L'argument de la comparaison internationale le plus utilisé n'est donc pas vraiment le bon. Ce qui n'empêche que l'école française peut largement mieux faire. Les inégalités ont tendance à y augmenter. Notre système repose sur une pédagogie rigide, qui laisse une grande place à l'apprentissage par cœur et à la compétition entre des élèves poussés par la peur de l'échec. Il se distingue surtout par le fait qu'il est parmi les plus anxiogènes : on y apprend, mais dans de mauvaises conditions. Les filières les plus sélectives (les « grandes écoles » de haut niveau) sont réservées à une poignée d’élèves socialement triés.
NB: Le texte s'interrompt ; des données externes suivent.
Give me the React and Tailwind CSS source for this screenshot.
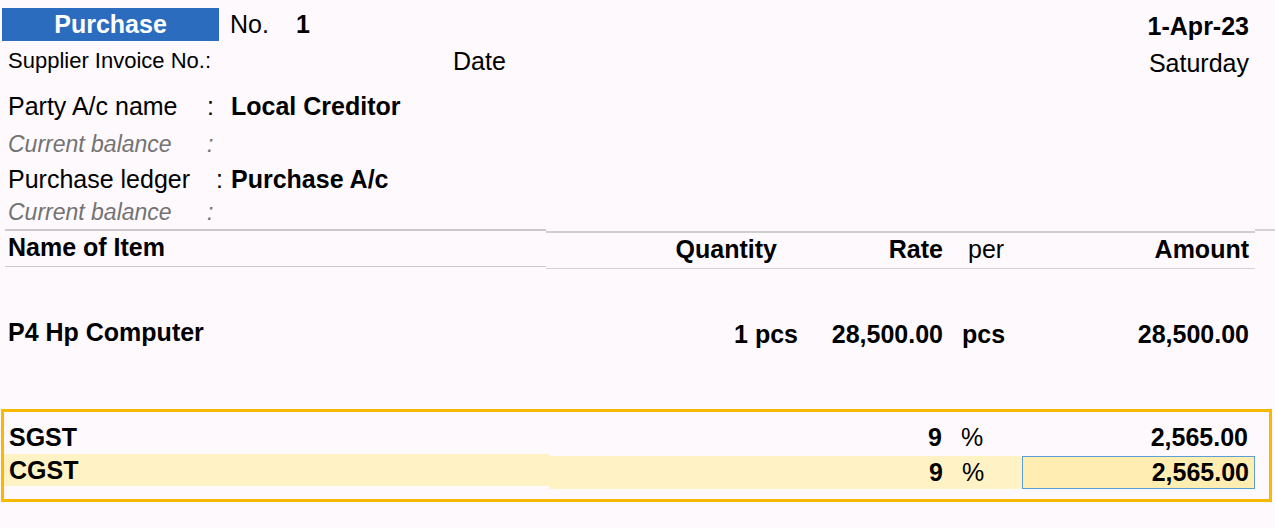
export default function App() {
  const font = { fontFamily: '"Liberation Sans", Arial, sans-serif' };
  return (
    <div className="w-[1275px] h-[528px] bg-[#fdf9fd] text-black overflow-hidden relative leading-none" style={font}>
      {/* voucher header */}
      <div className="flex items-center h-[33px] mt-[8px]">
        <div className="ml-[2px] w-[217px] h-[33px] bg-[#2b6cbf] text-white font-bold text-[25px] flex items-center justify-center">Purchase</div>
        <div className="ml-[11px] text-[25px]">No.</div>
        <div className="ml-[27px] text-[25px] font-bold">1</div>
        <div className="ml-auto mr-[26px] text-[25px] font-bold mt-[4px]">1-Apr-23</div>
      </div>
      <div className="flex items-center h-[40px]">
        <div className="ml-[8px] w-[445px] text-[22px]">Supplier Invoice No.:</div>
        <div className="text-[25px]">Date</div>
        <div className="ml-auto mr-[26px] text-[25px] mt-[4px]">Saturday</div>
      </div>

      {/* ledgers */}
      <div className="mt-[6px]">
        <div className="flex items-center h-[38px]">
          <div className="ml-[8px] w-[199px] text-[25px]">Party A/c name</div>
          <div className="w-[24px] text-[25px]">:</div>
          <div className="text-[25px] font-bold">Local Creditor</div>
        </div>
        <div className="flex items-center h-[38px] text-[#737373] italic">
          <div className="ml-[8px] w-[199px] text-[23px]">Current balance</div>
          <div className="text-[23px]">:</div>
        </div>
        <div className="flex items-center h-[32px]">
          <div className="ml-[8px] w-[208px] text-[25px]">Purchase ledger</div>
          <div className="w-[15px] text-[25px]">:</div>
          <div className="text-[25px] font-bold">Purchase A/c</div>
        </div>
        <div className="flex items-center h-[34px] text-[#737373] italic">
          <div className="ml-[8px] w-[199px] text-[23px]">Current balance</div>
          <div className="text-[23px]">:</div>
        </div>
      </div>

      {/* column headings */}
      <div className="flex h-[3px]">
        <div className="ml-[5px] w-[541px] h-[2px] bg-[#c9c9c9]"></div>
        <div className="w-[709px] h-[2px] mt-[2px] bg-[#cfcfcf]"></div>
        <div className="flex-1 h-[2px] bg-[#d3d3d3]"></div>
      </div>
      <div className="flex items-center h-[34px] text-[25px]">
        <div className="ml-[8px] flex-1 font-bold -mt-[3px]">Name of Item</div>
        <div className="w-[200px] text-right pr-[23px] font-bold">Quantity</div>
        <div className="w-[144px] text-right font-bold pr-[1px]">Rate</div>
        <div className="w-[78px] pl-[24px]">per</div>
        <div className="w-[233px] text-right pr-[6px] font-bold mr-[20px]">Amount</div>
      </div>
      <div className="flex h-[3px]">
        <div className="ml-[5px] w-[541px] h-[1px] bg-[#cdcdcd]"></div>
        <div className="w-[709px] h-[1px] mt-[2px] bg-[#d3d3d3]"></div>
      </div>

      {/* item */}
      <div className="flex items-center h-[140px] pb-[10px] text-[25px] font-bold">
        <div className="ml-[8px] flex-1 -mt-[3px]">P4 Hp Computer</div>
        <div className="w-[200px] text-right pr-[2px]">1 pcs</div>
        <div className="w-[144px] text-right pr-[1px]">28,500.00</div>
        <div className="w-[78px] pl-[18px]">pcs</div>
        <div className="w-[233px] text-right pr-[6px] mr-[20px]">28,500.00</div>
      </div>

      {/* duties */}
      <div className="ml-[1px] w-[1271px] h-[93px] border-[3px] border-[#f6b900] pt-[8px]">
        <div className="flex items-center h-[34px] text-[25px] font-bold">
          <div className="ml-[5px] flex-1">SGST</div>
          <div className="w-[144px] text-right pr-[1px]">9</div>
          <div className="w-[78px] pl-[18px] font-normal">%</div>
          <div className="w-[233px] text-right pr-[6px] mr-[15px]">2,565.00</div>
        </div>
        <div className="flex items-start h-[36px] text-[25px] font-bold">
          <div className="w-[545px] h-[32px] bg-[#fff3c6] flex items-center pl-[5px]">CGST</div>
          <div className="flex-1 h-[33px] mt-[2px] bg-[#fff3c6] flex items-center -mr-[1px]">
            <div className="flex-1 text-right pr-[1px]">9</div>
            <div className="w-[78px] pl-[18px] font-normal">%</div>
            <div className="w-[233px] h-[33px] border border-[#5a9fd6] bg-[#ffedb2] flex items-center justify-end pr-[5px]">2,565.00</div>
          </div>
          <div className="w-[15px]"></div>
        </div>
      </div>
    </div>
  );
}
En revanche, la France reste très en retard en matière de formation professionnelle, c'est certain.

 

Notes:

  1. Voir "Réduire les sorties précoces : un objectif central du programme "éducation et formation 2020", Florence Lefresne, in "La France dans l'Union européenne 2014", Insee, 2014, et du même auteur "Diplômés de l'enseignement supérieur : des situations contrastées en Europe", Note d'information n°5, mars 2014, ministère de l'Education.
  2. Pour aller plus loin voir aussi "The Education and Training Monitor 2014", Eurostat, décembre 2014.
  3. Enquête internationale sur le niveau scolaire dans le domaine des sciences des mathématiques et de la compréhension de l’écrit.
  4. Sortis avec au mieux le brevet de fin de troisième et qui ne suivent aucune formation
  5. Voir : "Is the likehood of poverty inherited ?", Sigita Grundiza et Christina Lopez Vilaplana, Statistics in focus 27/2013, Eurostat".